The future of direct EB-5 investments
Another addition is that I-526 filings about any pooled investments must be sponsored by a regional center and meet the new regional center requirements. Direct pooled investments will not be allowed, and solo investors won’t be able to use indirect arrangements and indirect job creation even if sponsored by a regional center.
Mona Shah, head of the law firm Mona Shah & Associates Global, says direct pooled projects have become like the wild, wild West, with little oversight.
“Further, USCIS regulations are so stringent, making it difficult for so many projects to comply with the corporate structure. We really welcome the new provision of removing the category completely,” says Shah.
Wexler says that although pooled direct investment will no longer be accepted, he believes there will still be interest in direct cases by many, “especially those that are looking to launch a suitable business in the U.S. or to take an equity interest in an existing U.S. business that checks off all the boxes.”
The EB-5 program has raised over $40 billion for real-estate projects and other enterprises in the United States.

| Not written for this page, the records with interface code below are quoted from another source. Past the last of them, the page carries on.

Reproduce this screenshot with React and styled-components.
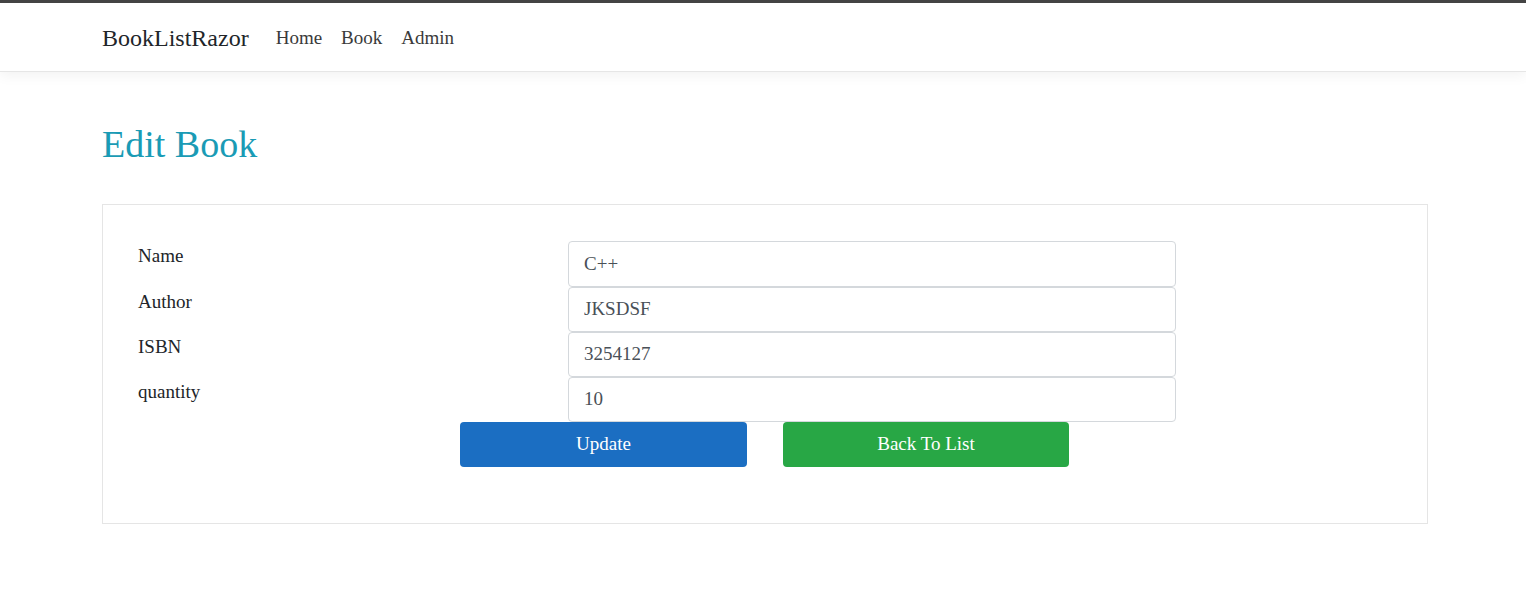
import React from "react";
import styled, { createGlobalStyle } from "styled-components";

const GlobalStyle = createGlobalStyle`
  html, body {
    margin: 0;
    padding: 0;
    background: #fff;
    font-family: "Liberation Serif", "Times New Roman", serif;
    color: #212529;
  }
`;

const TopBar = styled.div`
  height: 3px;
  background: #454545;
`;

const Nav = styled.nav`
  height: 69px;
  box-sizing: border-box;
  display: flex;
  align-items: center;
  padding-left: 102px;
  padding-top: 2px;
  background: #fff;
  border-bottom: 1px solid #e6e6e6;
  box-shadow: 0 4px 12px rgba(0, 0, 0, 0.05);
`;

const Brand = styled.a`
  font-size: 24px;
  color: #212529;
  margin-right: 27px;
`;

const NavLinks = styled.div`
  display: flex;
  gap: 19px;
`;

const NavLink = styled.a`
  font-size: 19px;
  color: #3a3a3a;
`;

const Main = styled.main`
  padding: 50px 98px 0 102px;
`;

const Title = styled.h1`
  margin: 0 0 36px;
  font-size: 38px;
  font-weight: 400;
  color: #1a9bb5;
  line-height: 1.2;
`;

const Card = styled.div`
  border: 1px solid #e5e5e5;
  padding: 36px 0 56px 35px;
`;

const Row = styled.div`
  display: grid;
  grid-template-columns: 430px 608px;
  height: ${(p) => p.h || 45}px;
`;

const Label = styled.label`
  font-size: 19px;
  padding-top: 4px;
`;

const Input = styled.input`
  box-sizing: border-box;
  width: 608px;
  height: ${(p) => p.h || 45}px;
  border: 1px solid #d4d8dc;
  border-radius: 4px;
  padding: 0 15px;
  font-family: "Liberation Serif", "Times New Roman", serif;
  font-size: 19px;
  color: #495057;
  background: #fff;
`;

const Buttons = styled.div`
  display: flex;
  gap: 36px;
  padding-left: 322px;
`;

const Button = styled.button`
  width: ${(p) => p.w}px;
  height: 45px;
  border: none;
  border-radius: 4px;
  background: ${(p) => p.bg};
  color: #fff;
  font-family: "Liberation Serif", "Times New Roman", serif;
  font-size: 19px;
`;

const fields = [
  { label: "Name", value: "C++", h: 46 },
  { label: "Author", value: "JKSDSF", h: 45 },
  { label: "ISBN", value: "3254127", h: 45 },
  { label: "quantity", value: "10", h: 45 },
];

export default function App() {
  return (
    <>
      <GlobalStyle />
      <TopBar />
      <Nav>
        <Brand>BookListRazor</Brand>
        <NavLinks>
          <NavLink>Home</NavLink>
          <NavLink>Book</NavLink>
          <NavLink>Admin</NavLink>
        </NavLinks>
      </Nav>
      <Main>
        <Title>Edit Book</Title>
        <Card>
          {fields.map((f) => (
            <Row key={f.label} h={f.h}>
              <Label>{f.label}</Label>
              <Input h={f.h} defaultValue={f.value} />
            </Row>
          ))}
          <Buttons>
            <Button w={287} bg="#1b6ec2">Update</Button>
            <Button w={286} bg="#28a745">Back To List</Button>
          </Buttons>
        </Card>
      </Main>
    </>
  );
}
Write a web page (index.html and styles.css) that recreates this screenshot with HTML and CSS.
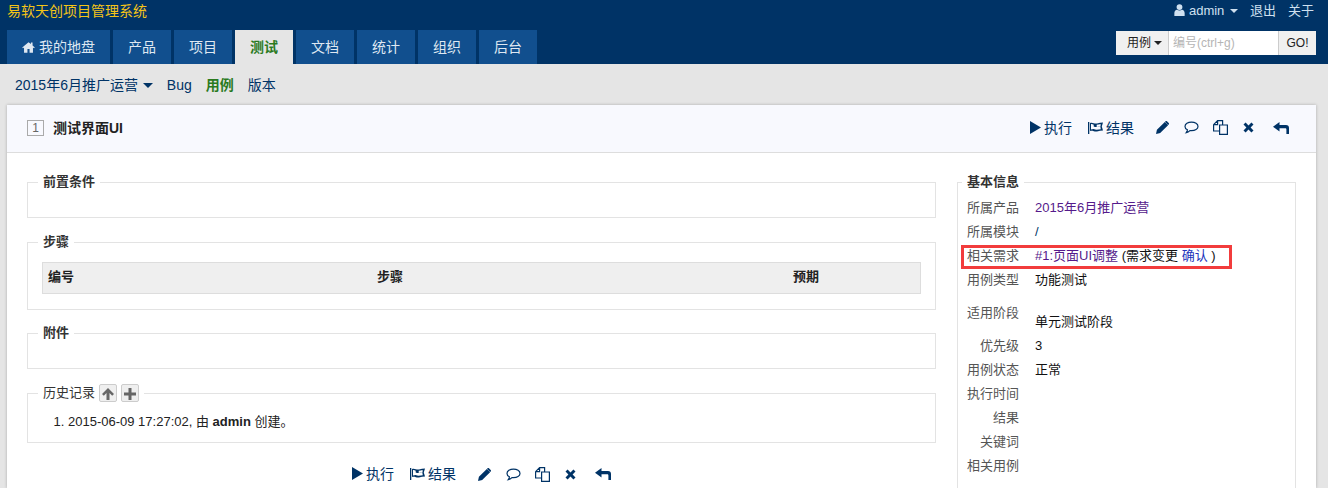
FILE: index.html
```html
<!DOCTYPE html>
<html lang="zh-CN">
<head>
    <meta charset="UTF-8">
    <meta name="viewport" content="width=device-width, initial-scale=1.0">
    <title>测试界面UI</title>
    <link rel="stylesheet" href="styles.css">
</head>
<body>
    <svg class="icon-defs" width="0" height="0">
        <symbol id="i-home" viewBox="0 0 16 14"><path d="M8 1 0.3 7.6l.9 1L2.5 7.5V14h4.2V9.6h2.6V14h4.2V7.5l1.3 1.1.9-1L13 5V1.5h-2v1.7z"/></symbol>
        <symbol id="i-user" viewBox="0 0 12 14"><circle cx="6" cy="3.6" r="3.4"/><path d="M0 14v-3.4C0 8.400 1.500 7 3 6.700 4.700 7.900 7.300 7.900 9 6.700c1.500.3 3 1.700 3 3.900V14z"/></symbol>
        <symbol id="i-play" viewBox="0 0 11 13"><path d="M0 0 11 6.500 0 13z"/></symbol>
        <symbol id="i-flag" viewBox="0 0 15 12"><path d="M0 0h1.300v12H0z"/><path fill-rule="evenodd" d="M2 1C4.500 0 6.500 2 9 1.500 11 1 13 .6 15 .6L13.800 4.500 15 8.400c-2 0-4 .5-6 1C6.500 9.900 4.500 8 2 9zM3 2.100v2.400h2.700V2.800C4.900 2.400 3.900 2 3 2.100zM5.700 4.500V7c1 .5 2 .9 3 .8V5.100c-1 .1-2-.2-3-.6zM8.700 2.800v2.300c1.300-.1 2.600-.5 3.900-.7V1.900c-1.300.2-2.600.6-3.900.9zM3 4.500v3.100c.9-.3 1.800-.5 2.700-.6V4.500zM8.700 5.100v2.700c1.400-.1 2.800-.5 4.100-.6l-.5-2.800z"/></symbol>
        <symbol id="i-pencil" viewBox="0 0 14 14"><path d="M0 14 1 9.500 9.500 1 13 4.500 4.500 13zM10.300.3c.5-.4 1.100-.4 1.500 0l1.900 1.900c.4.4.4 1 0 1.500l-.6.6-3.400-3.400z"/></symbol>
        <symbol id="i-comment" viewBox="0 0 16 14"><path fill="none" stroke="currentColor" stroke-width="1.300" d="M8 1.200c3.800 0 7 1.900 7 4.600S11.800 10.400 8 10.400c-.6 0-1.200 0-1.700-.1-.9.9-2.300 1.900-3.900 2.200.7-.8 1.100-1.800 1.200-3C1.900 8.700 1 7.300 1 5.800 1 3.100 4.200 1.200 8 1.200z"/></symbol>
        <symbol id="i-copy" viewBox="0 0 15 15"><path fill="none" stroke="currentColor" stroke-width="1.200" d="M6.600 5H14.400V14.400H6.600zM.6 4.600 4.600.6H9.600V5M.6 4.600V11H6.600M.6 4.600H4.600V.6"/></symbol>
        <symbol id="i-times" viewBox="0 0 11 11"><path d="M2.600.5 5.500 3.400 8.400.5 10.500 2.600 7.600 5.500l2.900 2.900-2.100 2.100-2.900-2.900-2.900 2.900L.5 8.400l2.900-2.900L.5 2.600z"/></symbol>
        <symbol id="i-reply" viewBox="0 0 16 12"><path d="M6.500 0v3H13c2 0 3 1 3 3v6h-2.600V7.500c0-.8-.4-1.200-1.200-1.200H6.500V9.500L0 4.800z"/></symbol>
        <symbol id="i-up" viewBox="0 0 12 12"><path d="M6 0 12 6l-1.800 1.800-2.700-2.700V12h-3V5.100L1.800 7.800 0 6z"/></symbol>
        <symbol id="i-plus" viewBox="0 0 12 12"><path d="M4.500 0h3v4.500H12v3H7.500V12h-3V7.500H0v-3h4.500z"/></symbol>
    </svg>

    <header class="header">
        <div class="top-row">
            <a class="brand">易软天创项目管理系统</a>
            <div class="top-links">
                <a><svg class="ic ic-user"><use href="#i-user"/></svg> admin <span class="caret"></span></a>
                <a>退出</a>
                <a>关于</a>
            </div>
        </div>
        <div class="nav-row">
            <nav class="main-nav">
                <a class="tab tab-home"><svg class="ic ic-home"><use href="#i-home"/></svg> 我的地盘</a>
                <a class="tab">产品</a>
                <a class="tab">项目</a>
                <a class="tab active">测试</a>
                <a class="tab">文档</a>
                <a class="tab">统计</a>
                <a class="tab">组织</a>
                <a class="tab">后台</a>
            </nav>
            <div class="search">
                <span class="search-type">用例 <span class="caret caret-dark"></span></span>
                <input class="search-input" type="text" placeholder="编号(ctrl+g)">
                <span class="search-go">GO!</span>
            </div>
        </div>
    </header>

    <div class="sub-nav">
        <a>2015年6月推广运营 <span class="caret caret-navy"></span></a>
        <a>Bug</a>
        <a class="current">用例</a>
        <a>版本</a>
    </div>

    <main class="card">
        <div class="card-head">
            <div class="title">
                <span class="id-box">1</span>
                <strong>测试界面UI</strong>
            </div>
            <div class="actions">
                <a><svg class="ic ic-play"><use href="#i-play"/></svg> 执行</a>
                <a><svg class="ic ic-flag"><use href="#i-flag"/></svg> 结果</a>
                <span class="action-icons">
                    <svg class="ic ic-pencil"><use href="#i-pencil"/></svg>
                    <svg class="ic ic-comment"><use href="#i-comment"/></svg>
                    <svg class="ic ic-copy"><use href="#i-copy"/></svg>
                    <svg class="ic ic-times"><use href="#i-times"/></svg>
                    <svg class="ic ic-reply"><use href="#i-reply"/></svg>
                </span>
            </div>
        </div>

        <div class="card-body">
            <div class="col-main">
                <fieldset class="box box-empty">
                    <legend>前置条件</legend>
                </fieldset>
                <fieldset class="box box-steps">
                    <legend>步骤</legend>
                    <div class="steps-head">
                        <span class="step-no">编号</span>
                        <span class="step-desc">步骤</span>
                        <span>预期</span>
                    </div>
                </fieldset>
                <fieldset class="box box-empty">
                    <legend>附件</legend>
                </fieldset>
                <fieldset class="box box-history">
                    <legend>历史记录<span class="mini-btn"><svg class="ic ic-mini"><use href="#i-up"/></svg></span><span class="mini-btn"><svg class="ic ic-mini"><use href="#i-plus"/></svg></span></legend>
                    <ol class="history">
                        <li>2015-06-09 17:27:02, 由 <strong>admin</strong> 创建。</li>
                    </ol>
                </fieldset>
                <div class="actions actions-bottom">
                    <a><svg class="ic ic-play"><use href="#i-play"/></svg> 执行</a>
                    <a><svg class="ic ic-flag"><use href="#i-flag"/></svg> 结果</a>
                    <span class="action-icons">
                        <svg class="ic ic-pencil"><use href="#i-pencil"/></svg>
                        <svg class="ic ic-comment"><use href="#i-comment"/></svg>
                        <svg class="ic ic-copy"><use href="#i-copy"/></svg>
                        <svg class="ic ic-times"><use href="#i-times"/></svg>
                        <svg class="ic ic-reply"><use href="#i-reply"/></svg>
                    </span>
                </div>
            </div>

            <fieldset class="box box-info">
                <legend>基本信息</legend>
                <div class="info-row"><span class="info-label">所属产品</span><span class="visited">2015年6月推广运营</span></div>
                <div class="info-row"><span class="info-label">所属模块</span><span class="link-navy">/</span></div>
                <div class="info-row marked">
                    <span class="info-label">相关需求</span>
                    <span><span class="visited">#1:页面UI调整</span> (需求变更 <span class="link-blue">确认</span> )</span>
                </div>
                <div class="info-row"><span class="info-label">用例类型</span><span>功能测试</span></div>
                <div class="info-row info-tall"><span class="info-label">适用阶段</span><span class="stage">单元测试阶段</span></div>
                <div class="info-row"><span class="info-label">优先级</span><span>3</span></div>
                <div class="info-row"><span class="info-label">用例状态</span><span>正常</span></div>
                <div class="info-row"><span class="info-label">执行时间</span></div>
                <div class="info-row"><span class="info-label">结果</span></div>
                <div class="info-row"><span class="info-label">关键词</span></div>
                <div class="info-row"><span class="info-label">相关用例</span></div>
            </fieldset>
        </div>
    </main>
</body>
</html>
```

FILE: styles.css
```css
html, body {
    height: 488px;
    overflow: hidden;
}
body {
    margin: 0;
    background-color: #e5e5e5;
    color: #222;
    font-family: "Liberation Sans", "Noto Sans CJK SC", sans-serif;
    font-size: 13px;
    line-height: 18px;
}
.icon-defs {
    position: absolute;
}
.ic {
    display: inline-block;
    fill: currentColor;
    vertical-align: -1px;
}

/* header */
.header {
    height: 64px;
    background-color: #003366;
    color: #cfe0f0;
}
.top-row {
    display: flex;
    justify-content: space-between;
    height: 30px;
    padding: 2px 14px 0 7px;
    box-sizing: border-box;
}
.brand {
    color: #f5c518;
    font-size: 14px;
}
.top-links {
    display: flex;
    gap: 12px;
}
.ic-user {
    width: 11px;
    height: 12px;
}
.caret {
    display: inline-block;
    margin-left: 2px;
    border-top: 4px solid #cfe0f0;
    border-left: 4px solid transparent;
    border-right: 4px solid transparent;
    vertical-align: 2px;
}
.caret-dark {
    margin-left: 0;
    border-top-color: #222;
}
.caret-navy {
    margin-left: 1px;
    border-top: 5px solid #003366;
    border-left-width: 5px;
    border-right-width: 5px;
}
.nav-row {
    display: flex;
    justify-content: space-between;
    align-items: flex-start;
    height: 34px;
    padding: 0 12px 0 7px;
}
.main-nav {
    display: flex;
    gap: 3px;
}
.tab {
    width: 58px;
    height: 34px;
    background-color: #114f8e;
    color: #dfe8f2;
    font-size: 14px;
    line-height: 34px;
    text-align: center;
}
.tab-home {
    width: 103px;
}
.tab.active {
    background-color: #e5e5e5;
    color: #2a7a1e;
    font-weight: bold;
}
.ic-home {
    width: 13px;
    height: 12px;
}
.search {
    display: flex;
    height: 24px;
    margin-top: 1px;
    line-height: 24px;
}
.search-type {
    width: 52px;
    box-sizing: border-box;
    padding-left: 11px;
    background-color: #f0f0f0;
    color: #222;
    font-size: 12px;
}
.search-input {
    width: 111px;
    height: 24px;
    box-sizing: border-box;
    padding: 0 4px;
    border: 0;
    border-left: 1px solid #ccc;
    border-right: 1px solid #ccc;
    font-family: inherit;
    font-size: 12px;
}
.search-input::placeholder {
    color: #b5b5b5;
    opacity: 1;
}
.search-go {
    width: 37px;
    background-color: #f0f0f0;
    color: #222;
    font-size: 12px;
    text-align: center;
}

/* sub nav */
.sub-nav {
    display: flex;
    gap: 14px;
    height: 41px;
    padding: 12px 0 0 15px;
    box-sizing: border-box;
    color: #003366;
    font-size: 14px;
}
.sub-nav .current {
    color: #2a7a1e;
    font-weight: bold;
}

/* card */
.card {
    margin: 0 12px 0 7px;
    height: 383px;
    overflow: hidden;
    background-color: #fff;
    box-shadow: 0 0 3px rgba(0,0,0,0.25);
}
.card-head {
    display: flex;
    justify-content: space-between;
    align-items: center;
    height: 45px;
    padding: 0 27px 2px 20px;
    background-color: #f8f9fe;
    border-bottom: 1px solid #ddd;
}
.title {
    display: flex;
    align-items: center;
    gap: 9px;
}
.title strong {
    color: #222;
    font-size: 14px;
}
.id-box {
    width: 15px;
    height: 14px;
    border: 1px solid #aaa;
    color: #666;
    font-size: 12px;
    line-height: 14px;
    text-align: center;
}
.actions {
    display: flex;
    align-items: center;
    color: #003366;
    font-size: 14px;
}
.actions a {
    margin-right: 16px;
    white-space: nowrap;
}
.action-icons {
    display: flex;
    align-items: center;
    margin-left: 6px;
}
.ic-play { width: 11px; height: 13px; margin-right: -1px; }
.ic-flag { width: 15px; height: 12px; margin-right: -1px; }
.ic-pencil { width: 13px; height: 13px; margin-right: 15px; }
.ic-comment { width: 15px; height: 13px; margin-right: 14px; }
.ic-copy { width: 15px; height: 15px; margin-right: 15px; }
.ic-times { width: 11px; height: 11px; margin-right: 19px; }
.ic-reply { width: 16px; height: 12px; }

.card-body {
    display: flex;
    gap: 21px;
    align-items: flex-start;
    padding: 20px 20px 0;
}
.col-main {
    width: 909px;
}
.box {
    margin: 0;
    padding: 0 15px 0 14px;
    border: 1px solid #e3e3e3;
    min-width: 0;
}
.box legend {
    padding: 0 5px;
    margin-left: -4px;
    color: #333;
    font-weight: bold;
    line-height: 18px;
}
.box-empty {
    height: 45px;
    margin-bottom: 15px;
    box-sizing: border-box;
}
.box-steps {
    height: 77px;
    margin-bottom: 14px;
    box-sizing: border-box;
}
.steps-head {
    display: flex;
    width: 879px;
    height: 32px;
    margin-top: 11px;
    box-sizing: border-box;
    padding-left: 5px;
    background-color: #efefef;
    border: 1px solid #ddd;
    font-weight: bold;
    line-height: 27px;
}
.step-no { width: 329px; }
.step-desc { width: 416px; }
.box-history {
    height: 59px;
    box-sizing: border-box;
}
.box-history legend {
    font-weight: normal;
    height: 18px;
}
.mini-btn {
    display: inline-block;
    box-sizing: border-box;
    width: 18px;
    height: 18px;
    margin-left: 4px;
    background-color: #efefef;
    border: 1px solid #ccc;
    border-radius: 2px;
    color: #666;
    line-height: 15px;
    text-align: center;
    vertical-align: top;
}
.ic-mini {
    width: 12px;
    height: 12px;
    vertical-align: middle;
}
.history {
    margin: 11px 0 0;
    padding: 0 0 0 26px;
}
.actions-bottom {
    justify-content: center;
    margin-top: 22px;
}

/* right column */
.box-info {
    width: 339px;
    box-sizing: border-box;
    height: 340px;
    padding: 0 9px;
}
.box-info legend {
    margin-left: -5px;
}
.info-row {
    display: flex;
    gap: 16px;
    height: 24px;
    line-height: 24px;
    color: #111;
}
.info-row:first-of-type {
    margin-top: 5px;
}
.info-label {
    width: 52px;
    flex: none;
    color: #555;
    text-align: right;
}
.info-tall {
    height: 42px;
    padding-top: 9px;
    box-sizing: border-box;
}
.stage {
    margin-top: 9px;
}
.visited { color: #551a8b; }
.link-navy { color: #003366; }
.link-blue { color: #2233bb; }
.marked {
    position: relative;
}
.marked::after {
    content: "";
    position: absolute;
    left: -6px;
    top: 1px;
    width: 265px;
    height: 18px;
    border: 3px solid #f23c3c;
}
```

The reauthorization of the regional center program has long been awaited.
“We have a lot of work to do to make sure the program is properly administered,” says Foote Reiff. “We are also going to need to address the need for additional immigrant visas to help dissipate the backlogs in significant portions of the program.”
Hogan says as many in the industry do not like some of the things that the USCIS does, “we need them to enforce all of the new integrity measures that are in this bill for if they do not we will be back in the same situation five years from now where people are calling for the shutdown of the EB-5 program.”